Billy Budd, marinero, de Herman Melville (Alba) Traducción de Miguel Temprano García | por Almudena Muñoz
Existe en la técnica de los grabados y la estampación una inocencia apartada de artes mayores, una simplicidad en líneas que hacen de lo tosco y lo grueso una forma de repetir la realidad, antes que un estilo. Fabulan como lo hace el cuento de corte fantástico pero sencillo: las escenas reales quedan presentadas en el recuadro de memorias más fáciles de interpretar, bañadas por un solo color. Es Billy Budd, en su formato de novela corta, un equivalente escrito de esas estampas del siglo XVIII que lo mismo inspiran hoy la aventura que en su momento reflejaban el oficio más mundano. Y Melville fue, si no el más, uno de los escritores más puros de su prolífica era literaria por pasearse precisamente entre esas dos posibilidades del dibujo, del texto, de la fermentación de recuerdos útiles a partir de la propia vida.
Lo que sugiere Billy Budd, de entrada, es todo azul: los mares perlados que danzan a ritmo de orquesta, tal y como el entrenamiento lector dicta en cuanto una quilla rompe la primera página de cualquier libro. También el uniforme de los oficiales, que habrán de ser valerosos (¿qué otro motivo llevaría a un simple marinero a bautizar un relato, aparte de que se transformará en héroe?). Los cielos que dan el beneplácito al flete de un barco y los ojos de nuestro joven y exótico protagonista, ese marinero bonito. En contrapartida, Melville muestra a otro personaje, y quizá a sí mismo, «desprovisto de ese gusto literario que da más importancia a la forma que al contenido», o lo que es lo mismo, los libros opuestos a la técnica del grabado y la estampa, que «filosofasen con honradez y sentido común sobre la realidad». Pero Melville no castiga a las formas, sino que, maestro del armazón psicológico y el lirismo espontáneo, consigue siempre la obra total, sin pretenderlo o sin la pretensión maléfica que jamás renunciaría a una historia en el interior de un cajón, tal y como sobrevivió muchas décadas el cadáver blanco de Billy Budd.

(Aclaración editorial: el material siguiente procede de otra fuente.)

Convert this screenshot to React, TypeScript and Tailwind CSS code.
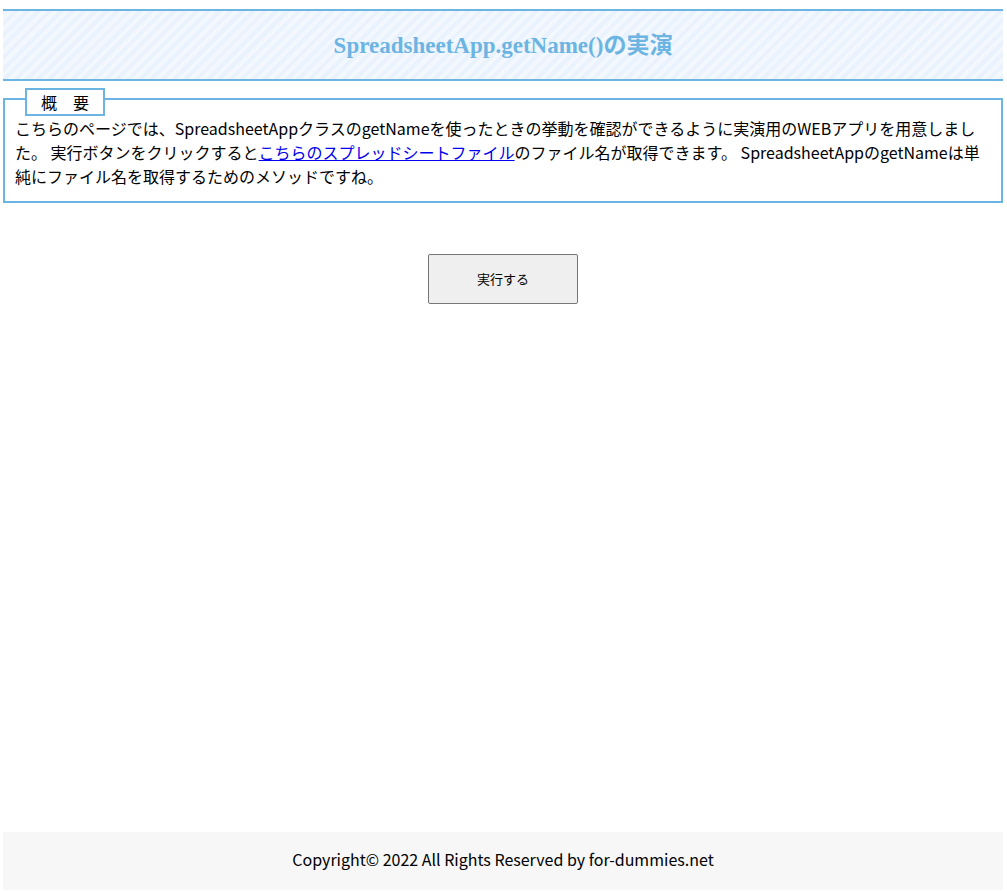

La historia personal de Herman Melville es triste, mientras su trayectoria vital, apasionante, impregna de vigor humilde, inusual en las letras estadounidenses, sus relatos de marineros amasados en candor y maldad innata, ficción y autenticidad, o contenido y forma. Los conceptos enfrentados que balancearían su obra magna, la carrera contra el tiempo y los elementos de Moby Dick (1851), tienen un duplicado a menor escala, y aun de enorme capacidad resonante, en la brevedad de Billy Budd. No es extraño que Britten viese en una novelita narrada como un suspiro resignado, la pierna dolorida en alto, el potencial de una obra operística. Melville se guarda de la vuelta de tuerca, aquello que todo narrador o lector perspicaz se huele a mitad de camino, y lo deja en manos de los teatros que cuelgan a la par los apellidos de Collins y Dickens. No es para él (y para quién si no habría de escribir el autor sin fama, que se dedica a escapar de los espacios reducidos, el coy o la taquilla de una aduana, contemplando o recordando las olas); no es para Melville la fábula o la yesca que prende gloriosos dramas literarios. Quisiera acercarse a la Biblia y los tratados morales también sólo en las ideas, prescindiendo del imaginario popular y la magia, a no ser que sea necesario el color de una metáfora. Siempre hay objetos extraños y vistosos flotando en el agua.
A pesar del esfuerzo, Melville no puede liberarse de una fantasía propia, dado que únicamente él la conoce y brilla como un cristal fascinante leída hoy en día, cuando los navíos sólo se conocen secos y abiertos de tripas en los museos, o brillantes de chapa y blanco en los cruceros. Incluso él, reticente a las fantasías, despide el escrito con un poema y deja el propósito del libro oscilante, tal vez como su propia alma y su destino profesional. El lenguaje marino que en él fluye natural, ajeno, específico, fuera del tiempo y al mismo tiempo comprensible, insinúa el paseo por el interior de una casa. Constituye la cura de modestia para los escritores que, mediante credenciales de documentación, han encaramado a toda una tripulación de personajes en un buque, y sobre todo de hastío para quien asocia romances cursis y un galimatías de vocabulario al género. No sólo el marino tiene derecho a describir el mundo azul, desde luego; pero su voz, tan largo tiempo acallada, aporta el compás preciso de ese rumor que viene de las estelas de alga y conchas, los albatros inmóviles, los motines que se susurran y los gritos de injusticia y auxilio que se pierden en mitad del océano o de una oficina en la que escribe Herman Melville, marinero.